So what does that mean? Well, the lack of snow means that my competition has access to those shed antlers sooner than usual. Mice, chipmunks and squirrels are the biggest consumers of antlers around here. If you travel north a ways you can also add porcupines to that list. How long those exposed horns last when the ground heats up is all dependent on exactly where they hit the ground. If a horn falls in a thick grassy set aside field, it might even be there next year. If a horn falls at the base of an old hickory tree full of squirrels, the horn might not be there two weeks from now. 

The lack of winter is also a factor in bucks still using their horns. I have never seen so many bucks still carrying their horns this late into the season and that is another side effect of the lack of winter. Trail cameras back this claim up. On a recent shed hunt, I was pounding the woods and fields only to find out later that three deer walked in front of a trail camera and all three bucks still had their horns.  
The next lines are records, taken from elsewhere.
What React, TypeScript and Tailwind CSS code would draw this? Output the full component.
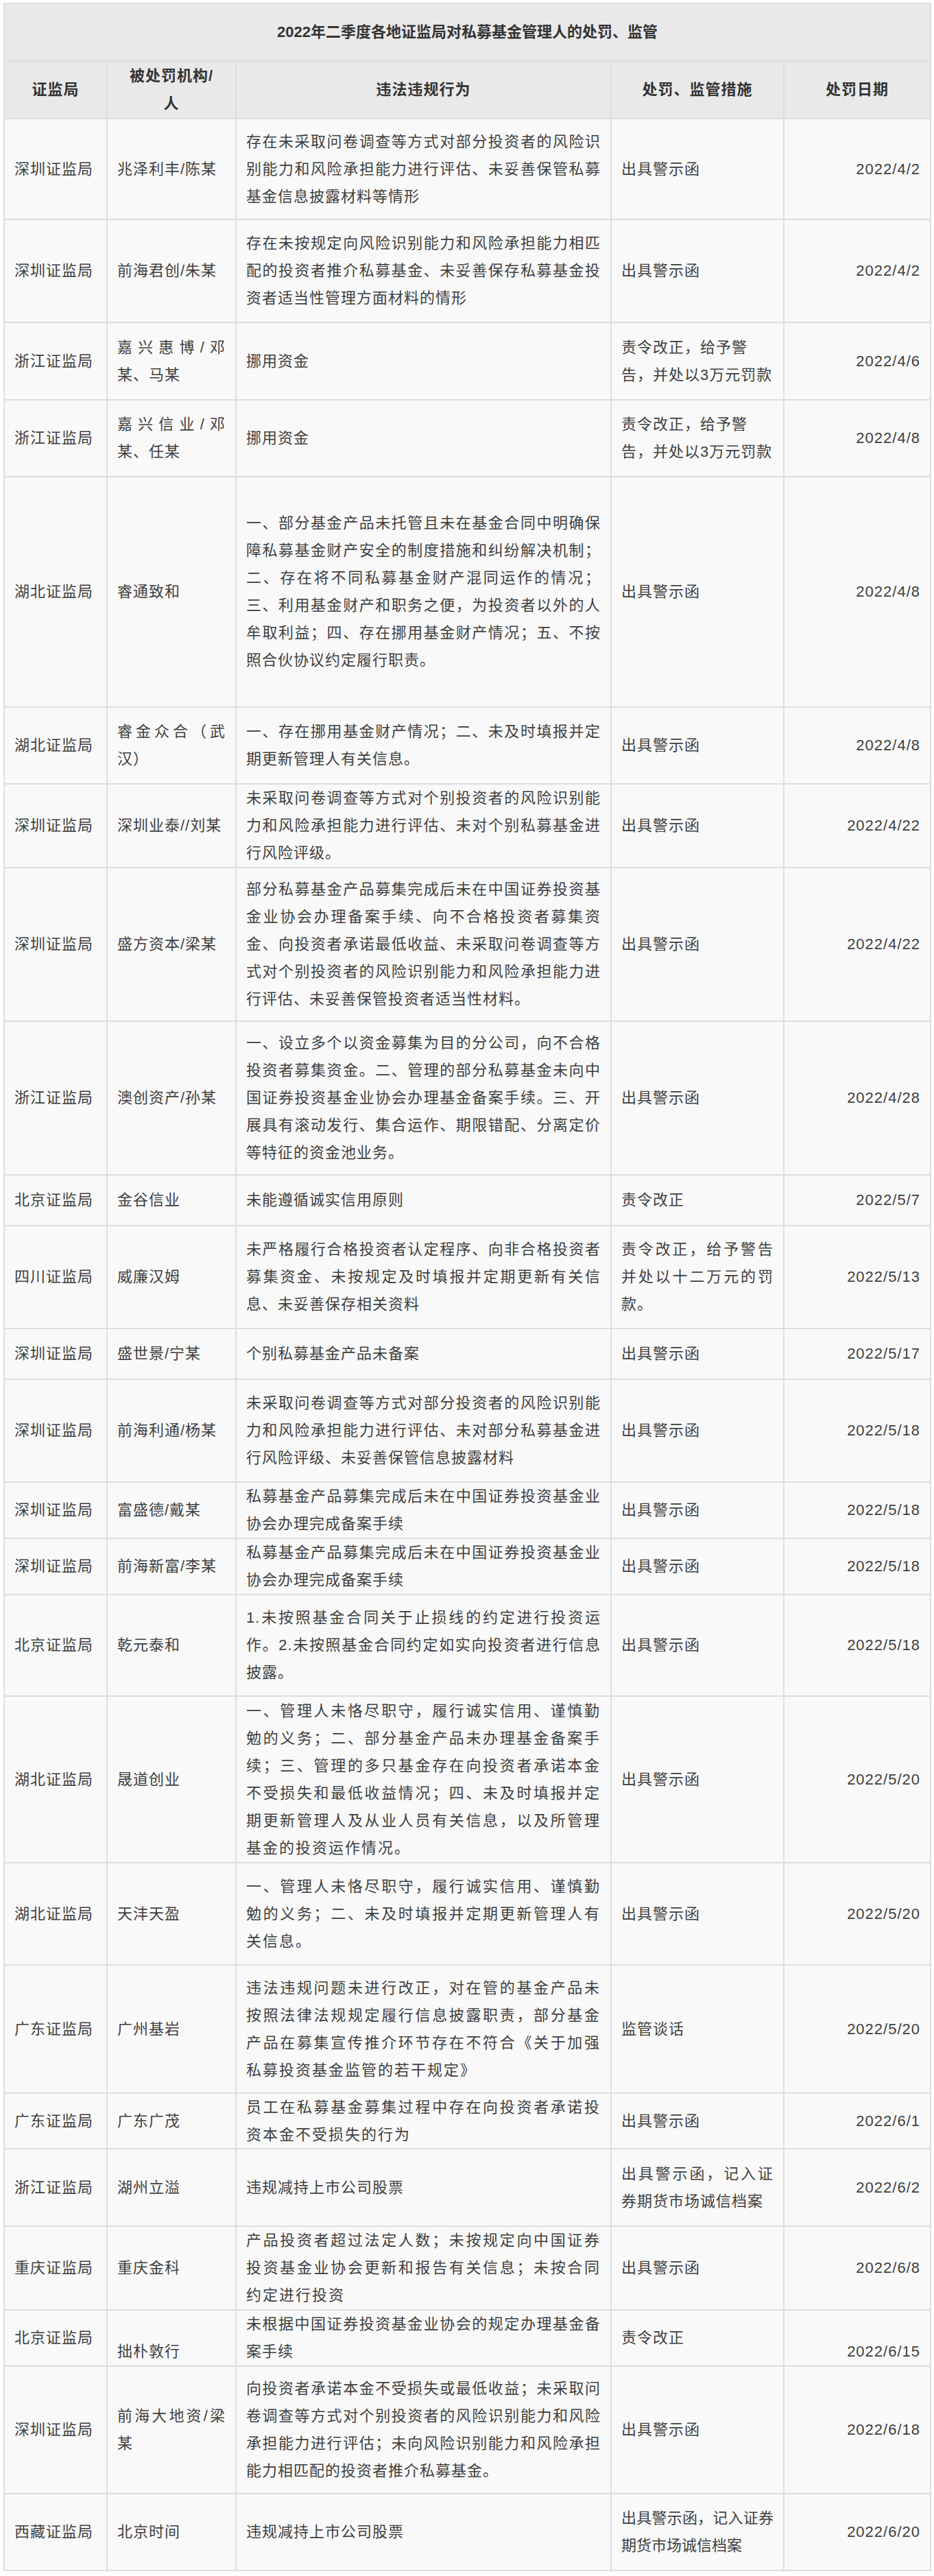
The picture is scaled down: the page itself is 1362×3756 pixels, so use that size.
import React from "react";

type Row = {
  c: [string, string, string, string, string];
  h: number;
  wide3?: boolean;
  left4?: boolean;
  tight4?: boolean;
  bottom25?: boolean;
};

const rows: Row[] = [
  { h: 147, c: ["深圳证监局", "兆泽利丰/陈某", "存在未采取问卷调查等方式对部分投资者的风险识别能力和风险承担能力进行评估、未妥善保管私募基金信息披露材料等情形", "出具警示函", "2022/4/2"] },
  { h: 150, c: ["深圳证监局", "前海君创/朱某", "存在未按规定向风险识别能力和风险承担能力相匹配的投资者推介私募基金、未妥善保存私募基金投资者适当性管理方面材料的情形", "出具警示函", "2022/4/2"] },
  { h: 113, left4: true, c: ["浙江证监局", "嘉兴惠博/邓某、马某", "挪用资金", "责令改正，给予警告，并处以3万元罚款", "2022/4/6"] },
  { h: 112, left4: true, c: ["浙江证监局", "嘉兴信业/邓某、任某", "挪用资金", "责令改正，给予警告，并处以3万元罚款", "2022/4/8"] },
  { h: 336, c: ["湖北证监局", "睿通致和", "一、部分基金产品未托管且未在基金合同中明确保障私募基金财产安全的制度措施和纠纷解决机制；二、存在将不同私募基金财产混同运作的情况；三、利用基金财产和职务之便，为投资者以外的人牟取利益；四、存在挪用基金财产情况；五、不按照合伙协议约定履行职责。", "出具警示函", "2022/4/8"] },
  { h: 112, c: ["湖北证监局", "睿金众合（武汉）", "一、存在挪用基金财产情况；二、未及时填报并定期更新管理人有关信息。", "出具警示函", "2022/4/8"] },
  { h: 122, c: ["深圳证监局", "深圳业泰//刘某", "未采取问卷调查等方式对个别投资者的风险识别能力和风险承担能力进行评估、未对个别私募基金进行风险评级。", "出具警示函", "2022/4/22"] },
  { h: 224, c: ["深圳证监局", "盛方资本/梁某", "部分私募基金产品募集完成后未在中国证券投资基金业协会办理备案手续、向不合格投资者募集资金、向投资者承诺最低收益、未采取问卷调查等方式对个别投资者的风险识别能力和风险承担能力进行评估、未妥善保管投资者适当性材料。", "出具警示函", "2022/4/22"] },
  { h: 224, c: ["浙江证监局", "澳创资产/孙某", "一、设立多个以资金募集为目的分公司，向不合格投资者募集资金。二、管理的部分私募基金未向中国证券投资基金业协会办理基金备案手续。三、开展具有滚动发行、集合运作、期限错配、分离定价等特征的资金池业务。", "出具警示函", "2022/4/28"] },
  { h: 74, c: ["北京证监局", "金谷信业", "未能遵循诚实信用原则", "责令改正", "2022/5/7"] },
  { h: 150, c: ["四川证监局", "威廉汉姆", "未严格履行合格投资者认定程序、向非合格投资者募集资金、未按规定及时填报并定期更新有关信息、未妥善保存相关资料", "责令改正，给予警告并处以十二万元的罚款。", "2022/5/13"] },
  { h: 74, c: ["深圳证监局", "盛世景/宁某", "个别私募基金产品未备案", "出具警示函", "2022/5/17"] },
  { h: 150, c: ["深圳证监局", "前海利通/杨某", "未采取问卷调查等方式对部分投资者的风险识别能力和风险承担能力进行评估、未对部分私募基金进行风险评级、未妥善保管信息披露材料", "出具警示函", "2022/5/18"] },
  { h: 82, c: ["深圳证监局", "富盛德/戴某", "私募基金产品募集完成后未在中国证券投资基金业协会办理完成备案手续", "出具警示函", "2022/5/18"] },
  { h: 82, c: ["深圳证监局", "前海新富/李某", "私募基金产品募集完成后未在中国证券投资基金业协会办理完成备案手续", "出具警示函", "2022/5/18"] },
  { h: 148, c: ["北京证监局", "乾元泰和", "1.未按照基金合同关于止损线的约定进行投资运作。2.未按照基金合同约定如实向投资者进行信息披露。", "出具警示函", "2022/5/18"] },
  { h: 243, wide3: true, c: ["湖北证监局", "晟道创业", "一、管理人未恪尽职守，履行诚实信用、谨慎勤勉的义务；二、部分基金产品未办理基金备案手续；三、管理的多只基金存在向投资者承诺本金不受损失和最低收益情况；四、未及时填报并定期更新管理人及从业人员有关信息，以及所管理基金的投资运作情况。", "出具警示函", "2022/5/20"] },
  { h: 149, wide3: true, c: ["湖北证监局", "天沣天盈", "一、管理人未恪尽职守，履行诚实信用、谨慎勤勉的义务；二、未及时填报并定期更新管理人有关信息。", "出具警示函", "2022/5/20"] },
  { h: 187, wide3: true, c: ["广东证监局", "广州基岩", "违法违规问题未进行改正，对在管的基金产品未按照法律法规规定履行信息披露职责，部分基金产品在募集宣传推介环节存在不符合《关于加强私募投资基金监管的若干规定》", "监管谈话", "2022/5/20"] },
  { h: 81, wide3: true, c: ["广东证监局", "广东广茂", "员工在私募基金募集过程中存在向投资者承诺投资本金不受损失的行为", "出具警示函", "2022/6/1"] },
  { h: 113, c: ["浙江证监局", "湖州立溢", "违规减持上市公司股票", "出具警示函，记入证券期货市场诚信档案", "2022/6/2"] },
  { h: 122, wide3: true, c: ["重庆证监局", "重庆金科", "产品投资者超过法定人数；未按规定向中国证券投资基金业协会更新和报告有关信息；未按合同约定进行投资", "出具警示函", "2022/6/8"] },
  { h: 82, bottom25: true, c: ["北京证监局", "拙朴敦行", "未根据中国证券投资基金业协会的规定办理基金备案手续", "责令改正", "2022/6/15"] },
  { h: 186, c: ["深圳证监局", "前海大地资/梁某", "向投资者承诺本金不受损失或最低收益；未采取问卷调查等方式对个别投资者的风险识别能力和风险承担能力进行评估；未向风险识别能力和风险承担能力相匹配的投资者推介私募基金。", "出具警示函", "2022/6/18"] },
  { h: 112, tight4: true, c: ["西藏证监局", "北京时间", "违规减持上市公司股票", "出具警示函，记入证券期货市场诚信档案", "2022/6/20"] },
];

const cellBase = "flex border-l-2 border-t-2 border-[#dedede] px-[14px]";

function Cell({
  children,
  valign = "center",
  className = "",
}: {
  children: React.ReactNode;
  valign?: "center" | "end";
  className?: string;
}) {
  return (
    <div className={`${cellBase} ${valign === "end" ? "items-end" : "items-center"}`}>
      <div className={`w-full ${className}`}>{children}</div>
    </div>
  );
}

export default function App() {
  return (
    <div className="min-h-[3756px] bg-white pt-[4px] pl-[5px] font-['Liberation_Sans','Noto_Sans_CJK_SC',sans-serif] text-[22px] leading-[40px] tracking-[1px] text-[#3f3f3f] [text-spacing-trim:space-all]">
      <div className="w-[1353px] border-r-2 border-b-2 border-[#dedede]">
        {/* title */}
        <div className="flex h-[84px] items-center justify-center border-l-2 border-t-2 border-[#dedede] bg-[#e9e9e9] font-bold tracking-normal text-[#333333]">
          2022年二季度各地证监局对私募基金管理人的处罚、监管
        </div>
        {/* header */}
        <div className="grid h-[84px] grid-cols-[150px_188px_547px_252px_214px] bg-[#e9e9e9] font-bold text-[#333333]">
          <Cell className="text-center">证监局</Cell>
          <Cell className="text-center">
            被处罚机构/
            <br />人
          </Cell>
          <Cell className="text-center">违法违规行为</Cell>
          <Cell className="text-center">处罚、监管措施</Cell>
          <Cell className="text-center">处罚日期</Cell>
        </div>
        {rows.map((r, i) => (
          <div
            key={i}
            className="grid grid-cols-[150px_188px_547px_252px_214px] bg-[#f9f9f9]"
            style={{ height: r.h }}
          >
            <Cell className="text-left">{r.c[0]}</Cell>
            <Cell valign={r.bottom25 ? "end" : "center"} className="text-justify">
              {r.c[1]}
            </Cell>
            <Cell className={r.wide3 ? "text-justify tracking-[2px]" : "text-justify"}>{r.c[2]}</Cell>
            <Cell
              className={
                r.left4 ? "text-left" : r.tight4 ? "text-justify tracking-normal" : "text-justify"
              }
            >
              {r.c[3]}
            </Cell>
            <Cell valign={r.bottom25 ? "end" : "center"} className="text-right">
              {r.c[4]}
            </Cell>
          </div>
        ))}
      </div>
    </div>
  );
}
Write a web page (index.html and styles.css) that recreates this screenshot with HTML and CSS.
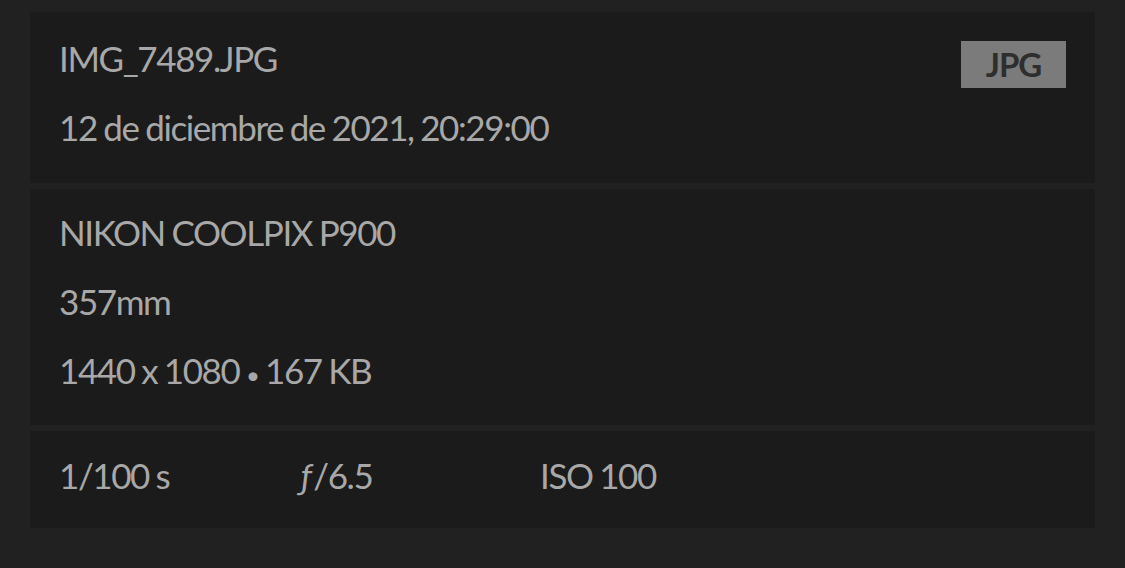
FILE: index.html
```html
<!DOCTYPE html>
<html lang="es">
<head>
  <meta charset="UTF-8" />
  <meta name="viewport" content="width=device-width, initial-scale=1.0" />
  <title>Información de la foto</title>
  <link rel="stylesheet" href="styles.css">
</head>
<body>
  <!-- archivo -->
  <div class="card card-file">
    <div class="file-info">
      <p>IMG_7489.JPG</p>
      <p>12 de diciembre de 2021, 20:29:00</p>
    </div>
    <span class="badge">JPG</span>
  </div>

  <!-- cámara -->
  <div class="card card-camera">
    <p>NIKON COOLPIX P900</p>
    <p>357mm</p>
    <p>1440 x 1080 <span class="dot">•</span> 167 KB</p>
  </div>

  <!-- exposición -->
  <div class="card card-exposure">
    <span>1/100 s</span>
    <span><span class="fnum">ƒ</span>/6.5</span>
    <span>ISO 100</span>
  </div>
</body>
</html>
```

FILE: styles.css
```css
:root {
  --page-bg: #212121;
  --card-bg: #1b1b1b;
  --text: #a8a8a8;
}

* { box-sizing: border-box; margin: 0; padding: 0; }

body {
  background: var(--page-bg);
  color: var(--text);
  font-family: Lato, "Open Sans", sans-serif;
  font-size: 35px;
  letter-spacing: -1.4px;
  word-spacing: -1px;
  line-height: 69px;
  padding: 12px 30px;
  display: flex;
  flex-direction: column;
  gap: 6px;
}

.card {
  background: var(--card-bg);
  padding: 12px 29px 20px;
}

.card-file {
  display: flex;
  justify-content: space-between;
  align-items: flex-start;
  padding-bottom: 21px;
}

.badge {
  margin-top: 17px;
  width: 105px;
  height: 47px;
  background: #7b7b7b;
  color: #2e2e2e;
  font-weight: bold;
  font-size: 33px;
  letter-spacing: -1px;
  line-height: 47px;
  text-align: center;
}

.card-camera { padding-top: 9px; }

.dot { font-size: 24px; line-height: 0; }

.card-exposure {
  display: grid;
  grid-template-columns: 242px 239px auto;
  padding-top: 10px;
  padding-bottom: 18px;
}

.fnum { font-style: italic; margin-right: 3px; }
```
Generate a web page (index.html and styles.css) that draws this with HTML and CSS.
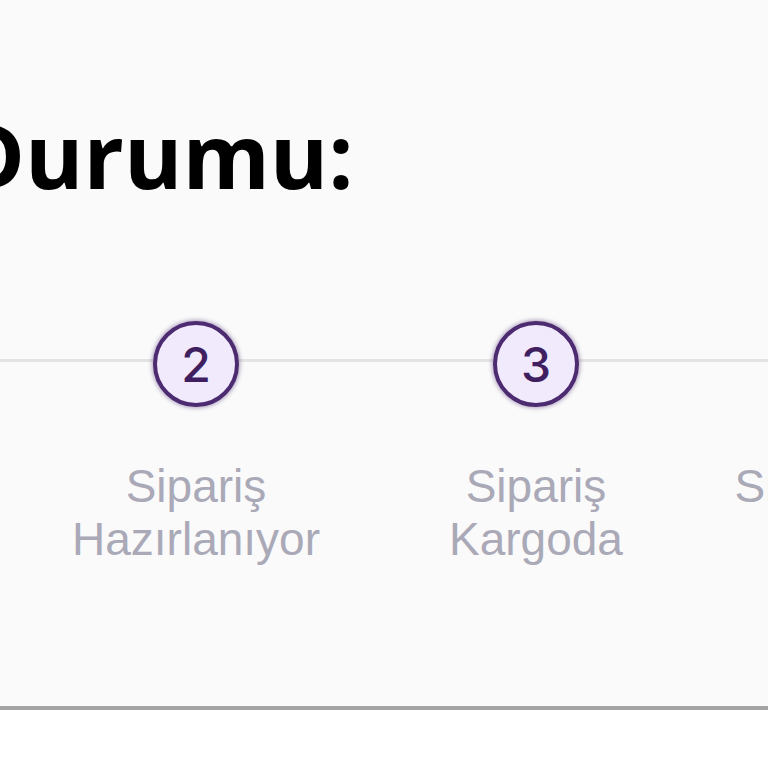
FILE: index.html
```html
<!DOCTYPE html>
<html lang="tr">
<head>
  <meta charset="UTF-8" />
  <meta name="viewport" content="width=device-width, initial-scale=1.0"/>
  <title>Sipariş Durumu</title>
  <link rel="stylesheet" href="styles.css">
</head>
<body>
  <div class="status-card">
    <h1 class="status-title">Sipariş Durumu:</h1>

    <div class="steps">
      <div class="step">
        <div class="step-circle">1</div>
        <div class="step-label">Sipariş Alındı</div>
      </div>
      <div class="step">
        <div class="step-circle">2</div>
        <div class="step-label">Sipariş Hazırlanıyor</div>
      </div>
      <div class="step">
        <div class="step-circle">3</div>
        <div class="step-label">Sipariş Kargoda</div>
      </div>
      <div class="step">
        <div class="step-circle">4</div>
        <div class="step-label">Sipariş Teslim Edildi</div>
      </div>
    </div>
  </div>
</body>
</html>
```

FILE: styles.css
```css
body {
  margin: 0;
  background-color: #fff;
  font-family: 'Liberation Sans', Arial, sans-serif;
  overflow: hidden;
}

.status-card {
  height: 710px;
  box-sizing: border-box;
  background-color: #fafafa;
  border-bottom: 4px solid #a4a4a4;
  box-shadow: 0 1px 0 #dadada;
  padding-top: 110px;
  overflow: hidden;
}

.status-title {
  margin: 0 0 0 -362px;
  font-family: 'Open Sans', sans-serif;
  font-weight: bold;
  font-size: 89px;
  line-height: 1;
  color: #000;
  white-space: nowrap;
}

.steps {
  position: relative;
  display: flex;
  width: 1360px;
  margin-left: -314px;
  margin-top: 122px;
}

/* gray track behind the circles */
.steps::before {
  content: "";
  position: absolute;
  left: 0;
  right: 0;
  top: 38px;
  height: 3px;
  background-color: #e3e3e3;
}

.step {
  position: relative;
  width: 340px;
  display: flex;
  flex-direction: column;
  align-items: center;
}

.step-circle {
  width: 78px;
  height: 78px;
  border: 4px solid #4d2b70;
  border-radius: 50%;
  background-color: #f1e9fc;
  box-shadow: 0 0 4px 1px rgba(77, 43, 112, 0.45);
  display: flex;
  align-items: center;
  justify-content: center;
  font-family: 'Inter', sans-serif;
  font-weight: 500;
  font-size: 48px;
  color: #3f1f60;
}

.step-label {
  width: 300px;
  margin-top: 53px;
  text-align: center;
  font-size: 46px;
  line-height: 53px;
  color: #aaa9b7;
}
```
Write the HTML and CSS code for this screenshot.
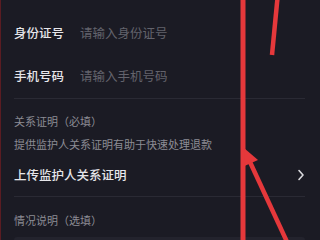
FILE: index.html
```html
<!DOCTYPE html>
<html lang="zh">
<head>
<meta charset="utf-8">
<link rel="stylesheet" href="styles.css">
</head>
<body>
<div class="page">
  <div class="form">
    <div class="row row-1">
      <span class="label">身份证号</span>
      <span class="placeholder">请输入身份证号</span>
    </div>
    <div class="row row-2">
      <span class="label">手机号码</span>
      <span class="placeholder">请输入手机号码</span>
    </div>
    <div class="divider"></div>
    <div class="section-title">关系证明（必填）</div>
    <div class="hint">提供监护人关系证明有助于快速处理退款</div>
    <div class="upload-row">
      <span class="upload-label">上传监护人关系证明</span>
      <svg class="chevron" width="8" height="12" viewBox="0 0 8 12"><polyline points="2,1.5 6,6 2,10.5" fill="none" stroke="#d8d8dc" stroke-width="1.6" stroke-linecap="round" stroke-linejoin="round"/></svg>
    </div>
    <div class="divider"></div>
    <div class="section-title second">情况说明（选填）</div>
    <div class="textarea"></div>
  </div>
  <svg class="annotations" width="320" height="240" viewBox="0 0 320 240">
    <line x1="243" y1="0" x2="243" y2="240" stroke="#e5383b" stroke-width="5"/>
    <line x1="277.5" y1="-2" x2="272" y2="55" stroke="#e5383b" stroke-width="4.5"/>
    <line x1="250" y1="162" x2="288" y2="244" stroke="#e5383b" stroke-width="4.5"/>
    <polygon points="244,148 258,160 244.5,166" fill="#e5383b"/>
  </svg>
</div>
</body>
</html>
```
FILE: styles.css
```css
html, body {
  margin: 0;
  padding: 0;
  background: #1b1b24;
}
body {
  font-family: "Noto Sans CJK SC", "Noto Sans", sans-serif;
}
.page {
  position: relative;
  width: 320px;
  height: 240px;
  overflow: hidden;
  background: #1b1b24;
  border-left: 1px solid #5a1c22;
  box-sizing: border-box;
}
.form {
  padding: 11px 15px 0 13px;
}
.row {
  display: flex;
  align-items: center;
  gap: 16px;
  height: 43px;
}
.row-2 {
  height: 44px;
}
.label {
  font-size: 12.5px;
  font-weight: 500;
  color: #e6e6ea;
  line-height: 16px;
}
.placeholder {
  font-size: 12.5px;
  color: #63636c;
  line-height: 16px;
}
.divider {
  height: 1px;
  background: #2a2a34;
}
.section-title {
  margin-top: 14px;
  font-size: 11px;
  line-height: 16px;
  color: #8c8c94;
}
.section-title.second {
  margin-top: 15px;
}
.hint {
  margin-top: 7px;
  font-size: 11px;
  line-height: 16px;
  color: #8c8c94;
}
.upload-row {
  margin-top: 2px;
  height: 42px;
  display: flex;
  align-items: center;
  justify-content: space-between;
}
.upload-label {
  font-size: 12.5px;
  font-weight: 500;
  color: #e6e6ea;
  line-height: 16px;
}
.chevron {
  margin-right: 0;
}
.textarea {
  margin-top: 9px;
  height: 40px;
  background: #23232d;
  border-radius: 3px;
}
.annotations {
  position: absolute;
  left: -1px;
  top: 0;
}
```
All that aside, even when conditions are great, it’s still hard finding horns. I always say that a successful shed hunter needs two things: good boots and a hard head (a/k/a being stubborn). I’m not sure if that’s technically three things but you get my point. With all things being equal, a hard head is probably the best attribute to have. 

So if it seems like I have just been going on and on and on and on, I guess I have. But this story is just like a shed hunt in that nothing happens forever and then, BOOM! 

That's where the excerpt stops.